To be fully extensible, the system must support the addition of first order parts. Build-in parts are typically examples of first class parts. E.g. if a system supports template types, such as arrays or structures, it needs to support the addition of new such template types.
Every operation is executed in a context. The contexts can be seen as a nested set of capsules, providing data (e.g. “global” variables) etc.
Ideally, a programmer developing software for a “transparent” system does not need to know about the system, but only about what should be achieved. Things, which could be taken care of by the system, should be taken care of by the system, examples are:
- Transparent Concurrency: Ensuring mutual exclusion of multiple threads of execution for a piece of code and the associated data, can either be realized by the programmer by implementing proper locking internally, or by the system externally.
- Transparent Transactionality: Transactionality can either be programmed explicitly into an objects methods by the programmer, or it can be achieved by the runtime system, e.g. creating a back up of an object before altering it. In case of a roll back, the original object could then be restored from the back-up.
- Remote Transparency: Distributing objects over processes or hosts can either be done explicitly, e.g. by programming communication protocols, or implicitly, by system provided proxies. The latter achieving remote transparency.
Any transparency must be escapable, for the programmer to gain full control. E.g. remote transparency must be dissolvable, allowing the programmer to explicitly detect remote objects and to send and to receive messages to and from these objects.
Continuous consistency may be achieved by transactionality. Basic operations for transactionality are the creation of a transaction and the final commit or rollback. All data in the system need to be initialized and finalized properly.
Replicatable systems provide mechanisms to distribute all or parts of the system. This may be done explicitly by the user (“copy all my data to this laptop”) or automatically (“cache data with high access frequency locally”). Basic operations for replication are move, copy and merge.
All data must be accessible by the user at any time. This may be restricted to the users data only, to ensure that the system does not become vulnerable. Accessibility may be realized by providing human readable textual descriptions. Support operations for accessibility are parse and un-parse.

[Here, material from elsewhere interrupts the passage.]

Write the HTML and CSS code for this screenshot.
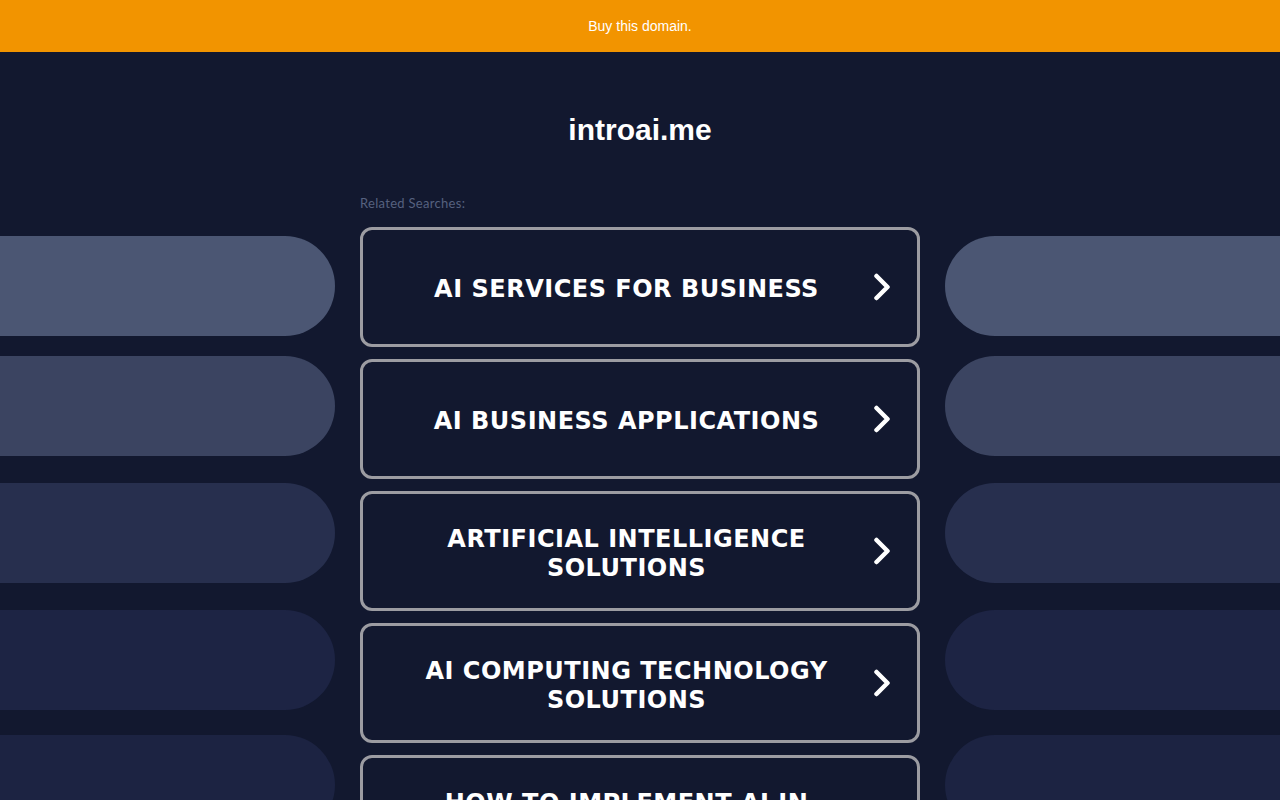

All data must be comparable, to allow the user or the system to find what the differences are between two particular values of a type. This can be compared to what is provided by classical source code control systems, e.g. CVS or SCCS. Basic operations are join, merge, diff and branch.
The system must scale with the different dimensions it can be extended. E.g. if the system runs on a network of computer systems, it must be able to fully utilize added computers and storages.